- DIRECTION
Scan the lines below for "components"; report the number of lines that contain it, and only that.

- DATASET ENTRIES
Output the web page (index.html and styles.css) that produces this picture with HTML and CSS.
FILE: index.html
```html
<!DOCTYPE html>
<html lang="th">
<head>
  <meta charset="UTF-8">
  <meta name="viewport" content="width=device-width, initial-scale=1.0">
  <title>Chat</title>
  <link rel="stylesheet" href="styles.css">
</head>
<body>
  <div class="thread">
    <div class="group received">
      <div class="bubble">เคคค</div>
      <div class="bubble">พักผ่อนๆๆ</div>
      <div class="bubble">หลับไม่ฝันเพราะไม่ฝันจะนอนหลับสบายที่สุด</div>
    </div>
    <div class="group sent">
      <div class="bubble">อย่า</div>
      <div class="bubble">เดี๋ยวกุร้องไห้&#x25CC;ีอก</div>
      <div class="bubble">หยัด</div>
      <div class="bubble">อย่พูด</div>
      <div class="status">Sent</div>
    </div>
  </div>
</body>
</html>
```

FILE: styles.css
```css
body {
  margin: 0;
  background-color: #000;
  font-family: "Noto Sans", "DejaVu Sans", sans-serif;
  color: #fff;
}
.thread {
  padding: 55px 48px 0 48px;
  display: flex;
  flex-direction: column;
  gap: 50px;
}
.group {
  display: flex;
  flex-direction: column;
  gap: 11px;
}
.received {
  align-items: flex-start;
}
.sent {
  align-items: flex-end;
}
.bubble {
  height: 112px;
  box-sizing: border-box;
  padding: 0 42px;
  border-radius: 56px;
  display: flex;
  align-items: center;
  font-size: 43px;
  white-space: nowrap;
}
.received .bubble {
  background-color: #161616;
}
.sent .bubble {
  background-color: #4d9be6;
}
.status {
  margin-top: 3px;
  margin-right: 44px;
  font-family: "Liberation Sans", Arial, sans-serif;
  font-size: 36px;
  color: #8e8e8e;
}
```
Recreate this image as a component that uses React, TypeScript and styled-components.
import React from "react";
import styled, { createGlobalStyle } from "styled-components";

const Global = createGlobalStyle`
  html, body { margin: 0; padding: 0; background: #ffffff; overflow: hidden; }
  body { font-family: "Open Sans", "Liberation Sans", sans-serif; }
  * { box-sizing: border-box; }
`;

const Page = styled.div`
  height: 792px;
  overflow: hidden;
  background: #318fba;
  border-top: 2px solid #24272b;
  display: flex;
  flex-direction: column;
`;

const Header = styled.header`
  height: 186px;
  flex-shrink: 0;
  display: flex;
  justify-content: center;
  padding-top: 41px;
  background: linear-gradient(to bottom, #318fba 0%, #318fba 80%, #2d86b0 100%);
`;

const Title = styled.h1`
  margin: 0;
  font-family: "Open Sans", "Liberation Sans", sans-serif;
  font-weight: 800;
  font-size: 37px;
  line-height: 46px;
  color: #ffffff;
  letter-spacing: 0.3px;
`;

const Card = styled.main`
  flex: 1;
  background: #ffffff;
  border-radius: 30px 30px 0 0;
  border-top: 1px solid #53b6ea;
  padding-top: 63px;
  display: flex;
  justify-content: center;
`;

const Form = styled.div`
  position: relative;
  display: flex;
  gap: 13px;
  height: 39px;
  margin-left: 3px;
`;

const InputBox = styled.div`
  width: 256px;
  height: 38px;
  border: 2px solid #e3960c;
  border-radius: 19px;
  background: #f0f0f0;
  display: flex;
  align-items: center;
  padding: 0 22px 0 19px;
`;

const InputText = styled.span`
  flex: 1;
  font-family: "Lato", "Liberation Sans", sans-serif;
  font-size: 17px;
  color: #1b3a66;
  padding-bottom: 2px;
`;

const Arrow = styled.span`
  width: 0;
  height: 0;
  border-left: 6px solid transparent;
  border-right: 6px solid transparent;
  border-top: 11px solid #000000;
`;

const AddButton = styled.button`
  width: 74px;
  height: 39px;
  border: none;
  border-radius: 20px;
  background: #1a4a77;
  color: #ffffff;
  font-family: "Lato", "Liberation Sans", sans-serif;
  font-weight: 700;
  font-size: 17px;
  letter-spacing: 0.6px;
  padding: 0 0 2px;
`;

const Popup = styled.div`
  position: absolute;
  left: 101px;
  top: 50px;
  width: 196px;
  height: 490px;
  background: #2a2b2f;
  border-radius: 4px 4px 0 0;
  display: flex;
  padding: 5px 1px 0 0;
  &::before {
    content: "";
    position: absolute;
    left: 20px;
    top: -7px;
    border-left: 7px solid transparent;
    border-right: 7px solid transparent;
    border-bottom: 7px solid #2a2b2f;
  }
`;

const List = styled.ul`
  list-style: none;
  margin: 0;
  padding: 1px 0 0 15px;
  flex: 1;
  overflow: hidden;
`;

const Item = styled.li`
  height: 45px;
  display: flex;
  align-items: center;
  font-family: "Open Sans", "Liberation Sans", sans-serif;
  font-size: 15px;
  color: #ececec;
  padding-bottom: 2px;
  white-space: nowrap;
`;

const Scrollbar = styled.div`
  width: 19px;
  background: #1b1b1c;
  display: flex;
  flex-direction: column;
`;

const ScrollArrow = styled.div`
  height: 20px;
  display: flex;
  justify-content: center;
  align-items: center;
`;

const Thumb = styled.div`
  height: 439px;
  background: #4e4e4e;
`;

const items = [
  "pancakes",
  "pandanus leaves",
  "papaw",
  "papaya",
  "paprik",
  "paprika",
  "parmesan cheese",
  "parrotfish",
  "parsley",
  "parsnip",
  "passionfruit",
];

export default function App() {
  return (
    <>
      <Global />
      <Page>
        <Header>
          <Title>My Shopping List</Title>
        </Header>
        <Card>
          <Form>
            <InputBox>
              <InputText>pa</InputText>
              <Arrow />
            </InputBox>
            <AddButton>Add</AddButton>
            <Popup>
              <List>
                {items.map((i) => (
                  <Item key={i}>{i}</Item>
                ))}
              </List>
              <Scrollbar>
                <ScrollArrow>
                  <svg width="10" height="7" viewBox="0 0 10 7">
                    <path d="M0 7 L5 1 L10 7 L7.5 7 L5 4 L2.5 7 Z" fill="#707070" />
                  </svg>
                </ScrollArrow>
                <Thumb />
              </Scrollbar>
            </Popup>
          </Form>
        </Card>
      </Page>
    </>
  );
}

- THE RESULT
2